Around 40% of MAN truck sales in South Africa were financed through MAN Finance, which operated in joint venture with Absa. South Africa was the third-biggest market within the MAN Finance portfolio.

Ewald noted that repossessions under South African legislation following payment defaults were “problematic” for MAN in Germany, as it could take more than a year to have the vehicle returned to the truck group. In Europe the process took around four months.

Ewald said around 1.5% of the South African MAN Finance book value was currently at default level, which was down from the previous level of 2% seen during the recession three to four years ago.

However, it appeared as if the default value could again rise to “1.7% to 1.8%”.

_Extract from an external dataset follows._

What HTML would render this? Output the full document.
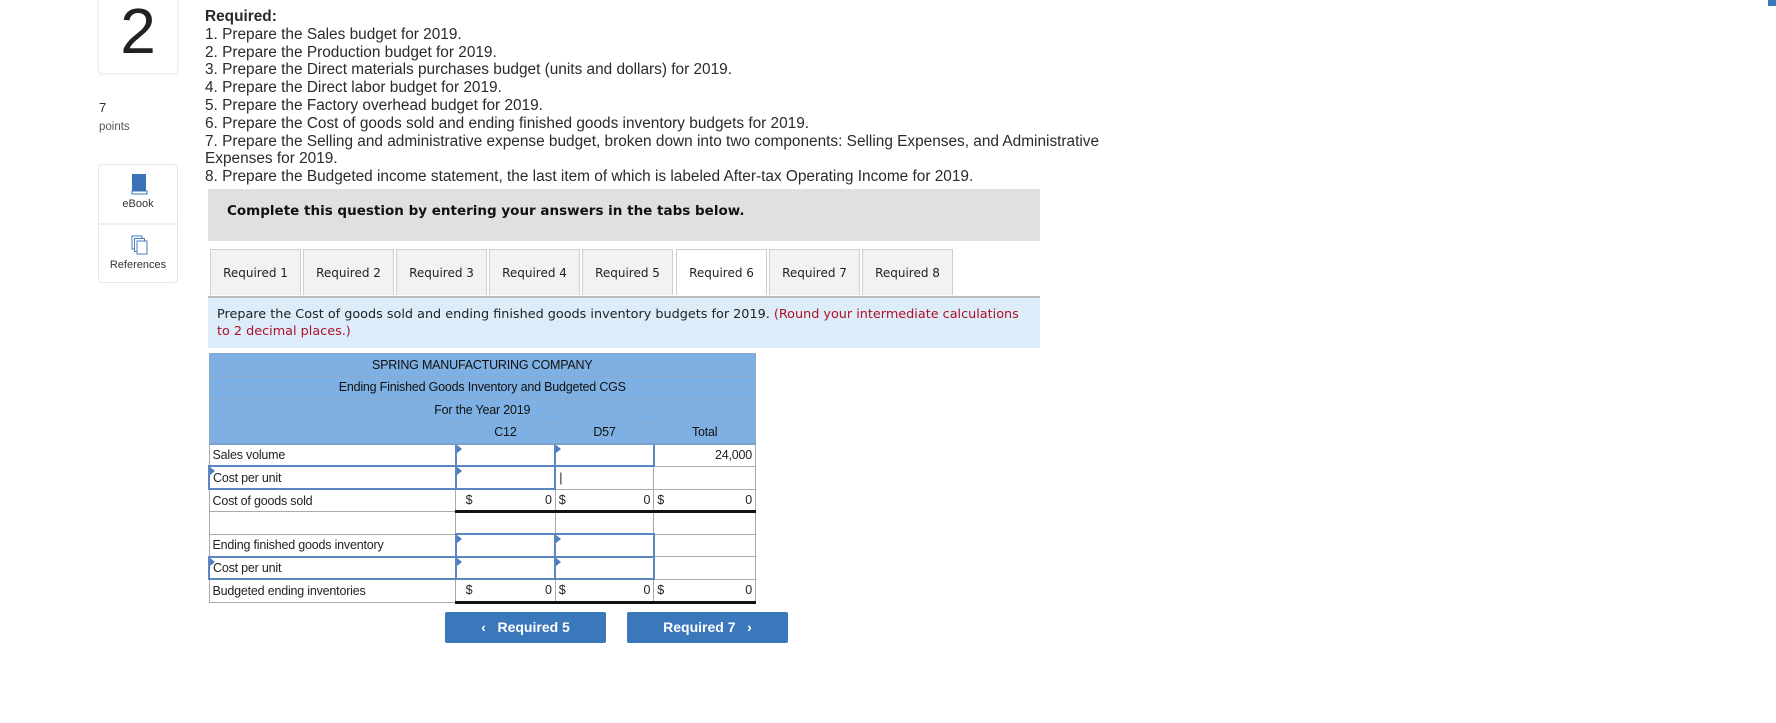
<!DOCTYPE html>
<html><head><meta charset="utf-8"><style>
*{margin:0;padding:0;box-sizing:border-box}
body{width:1776px;height:723px;background:#fff;position:relative;overflow:hidden;font-family:"Liberation Sans",Arial,sans-serif;color:#222}
.abs{position:absolute}
.qbox{left:98px;top:-8px;width:80px;height:82px;border:1px solid #eee;border-radius:4px;box-shadow:0 1px 2px #eee;font-size:64px;text-align:center;line-height:76px;color:#222}
.pts{left:99px;top:99px;font-size:13px;color:#333;line-height:18px}
.side{left:98px;top:164px;width:80px;height:119px;border:1px solid #e8e8e8;border-radius:4px}
.side .div{position:absolute;left:0;right:0;top:58px;border-top:2px solid #eee}
.side span{position:absolute;left:0;right:0;text-align:center;font-size:11px;color:#333}
.req{left:205px;top:8px;font-size:15.4px;line-height:17.8px;color:#2a2a2a;width:1000px}
.gray{left:208px;top:189px;width:832px;height:52px;background:#e0e0e0;font-family:"DejaVu Sans",sans-serif;font-weight:bold;font-size:13.5px;padding:14px 0 0 19px;color:#111}
.tab{position:absolute;top:249px;height:46px;width:91px;background:#f2f2f2;border:1px solid #d0d0d0;border-bottom:none;font-family:"DejaVu Sans",sans-serif;font-size:12px;text-align:center;line-height:46px;color:#222}
.tab.act{background:#fff;border-color:#ccc}
.inst{left:208px;top:296px;width:832px;height:52px;background:#dcecf8;border-top:2px solid #bbb;font-family:"DejaVu Sans",sans-serif;font-size:12.8px;line-height:17px;padding:8px 0 0 9px;color:#222}
.inst em{font-style:normal;color:#b0102a}
table{position:absolute;left:208px;top:353px;border-collapse:collapse;font-size:12.5px;width:548px;letter-spacing:-0.2px}
td{height:22.6px;border:1px solid #aaa;padding:0 3px;white-space:nowrap}
.h td{background:#7eb0e3;text-align:center;border-color:#8aa9cc;color:#111}
.h td.c{border-bottom:2px solid #7aa0cc}
.in{border:2px solid #5b86c0!important;position:relative}
.in:before{content:"";position:absolute;left:0;top:0;border-left:5px solid #4a7cc0;border-top:4px solid transparent;border-bottom:4px solid transparent}
.r{text-align:right}
.tot td.v{border-bottom:3px solid #111}
.btn{position:absolute;top:612px;height:31px;width:161px;background:#3a77bb;color:#fff;font-weight:bold;font-size:14px;text-align:center;line-height:31px;border-radius:2px}
</style></head><body>
<div class="abs" style="right:0;top:0;width:8px;height:6px;background:#3a77bb"></div>
<div class="abs qbox">2</div>
<div class="abs pts">7<br><span style="font-size:11.5px;color:#555">points</span></div>
<div class="abs side"><div class="div"></div>
<svg class="abs" style="left:32px;top:9px" width="17" height="21" viewBox="0 0 17 21"><rect x="1" y="0" width="14" height="18" fill="#3b73b9"/><rect x="1" y="17" width="15" height="3" fill="#fff" stroke="#3b73b9"/></svg>
<span style="top:33px">eBook</span>
<svg class="abs" style="left:32px;top:70px" width="18" height="21" viewBox="0 0 18 21"><rect x="1" y="1" width="10" height="13" fill="#fff" stroke="#4a7cc0"/><rect x="3.5" y="3.5" width="10" height="13" fill="#fff" stroke="#4a7cc0"/><rect x="6" y="6" width="10" height="13" fill="#fff" stroke="#4a7cc0"/></svg>
<span style="top:94px">References</span></div>
<div class="abs req"><b style="font-weight:bold">Required:</b><br>1. Prepare the Sales budget for 2019.<br>2. Prepare the Production budget for 2019.<br>3. Prepare the Direct materials purchases budget (units and dollars) for 2019.<br>4. Prepare the Direct labor budget for 2019.<br>5. Prepare the Factory overhead budget for 2019.<br>6. Prepare the Cost of goods sold and ending finished goods inventory budgets for 2019.<br>7. Prepare the Selling and administrative expense budget, broken down into two components: Selling Expenses, and Administrative<br>Expenses for 2019.<br>8. Prepare the Budgeted income statement, the last item of which is labeled After-tax Operating Income for 2019.</div>
<div class="abs gray">Complete this question by entering your answers in the tabs below.</div>
<div class="tab" style="left:210px">Required 1</div>
<div class="tab" style="left:303px">Required 2</div>
<div class="tab" style="left:396px">Required 3</div>
<div class="tab" style="left:489px">Required 4</div>
<div class="tab" style="left:582px">Required 5</div>
<div class="tab act" style="left:676px">Required 6</div>
<div class="tab" style="left:769px">Required 7</div>
<div class="tab" style="left:862px">Required 8</div>
<div class="abs inst">Prepare the Cost of goods sold and ending finished goods inventory budgets for 2019. <em>(Round your intermediate calculations<br>to 2 decimal places.)</em></div>
<table>
<colgroup><col style="width:247px"><col style="width:100px"><col style="width:99px"><col style="width:102px"></colgroup>
<tr class="h"><td colspan="4">SPRING MANUFACTURING COMPANY</td></tr>
<tr class="h"><td colspan="4">Ending Finished Goods Inventory and Budgeted CGS</td></tr>
<tr class="h"><td colspan="4">For the Year 2019</td></tr>
<tr class="h"><td class="c"></td><td class="c">C12</td><td class="c">D57</td><td class="c">Total</td></tr>
<tr><td>Sales volume</td><td class="in"></td><td class="in"></td><td class="r">24,000</td></tr>
<tr><td class="in">Cost per unit</td><td class="in"></td><td style="border:1px dotted #5b86c0">|</td><td></td></tr>
<tr class="tot"><td>Cost of goods sold</td><td class="v">&nbsp;&nbsp;$<span style="float:right">0</span></td><td class="v">$<span style="float:right">0</span></td><td class="v">$<span style="float:right">0</span></td></tr>
<tr><td></td><td></td><td></td><td></td></tr>
<tr><td>Ending finished goods inventory</td><td class="in"></td><td class="in"></td><td></td></tr>
<tr><td class="in">Cost per unit</td><td class="in"></td><td class="in"></td><td></td></tr>
<tr class="tot"><td>Budgeted ending inventories</td><td class="v">&nbsp;&nbsp;$<span style="float:right">0</span></td><td class="v">$<span style="float:right">0</span></td><td class="v">$<span style="float:right">0</span></td></tr>
</table>
<div class="btn" style="left:445px">&#8249;&nbsp;&nbsp; Required 5</div>
<div class="btn" style="left:627px">Required 7 &nbsp;&nbsp;&#8250;</div>
</body></html>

In Europe, the default level was by-and-large far below 1%, with Germany at 0.5%, and France at around 1%. The average worldwide was 0.8%.

However, South Europe was fast turning into the black sheep of the truck family, with default levels in the struggling Italian and Spanish economies at 5%, noted Ewald.

Some Italian cities, he said, were 360 days overdue on their bus payments.

“We are seeing many Italian municipalities running out of money. They are moving money around to make payments.”

Ewald said he was “not happy” about current default rates, including in South Africa, but added that he was “also not worried”.

“What is worrying is truck volumes. In Italy and Spain truck volumes are not even a third of what they were three, four years ago. The Spanish truck market is now smaller than the Belgian truck market.”

As Europe continued to struggle with high levels of debt, Ewald said the truck industry had to adapt to this new-look, smaller market.

“Will the markets recover? We hope they will, but we don’t know when.”

Ewald said MAN Finance was in a good position to ride out the storm, as the company and many of its customers had learned a few tough lessons during the global recession of 2008 and 2009.

“Our customers are more stable. Their businesses are more stable. They are able to accommodate a 5% to 10% reduction in their business and still survive.”

He added that MAN Finance was also promoting more flexibility among its customers, motivating them to, for example, buy only 80% of the trucks they required, and securing the other 20% in a short-term, flexible arrangement. Should business then slow significantly, operators can return the trucks they do not own.

Ewald said he was aware that not all industries could adopt this model, for example the mining industry, but that it could work for the distribution industry, for example.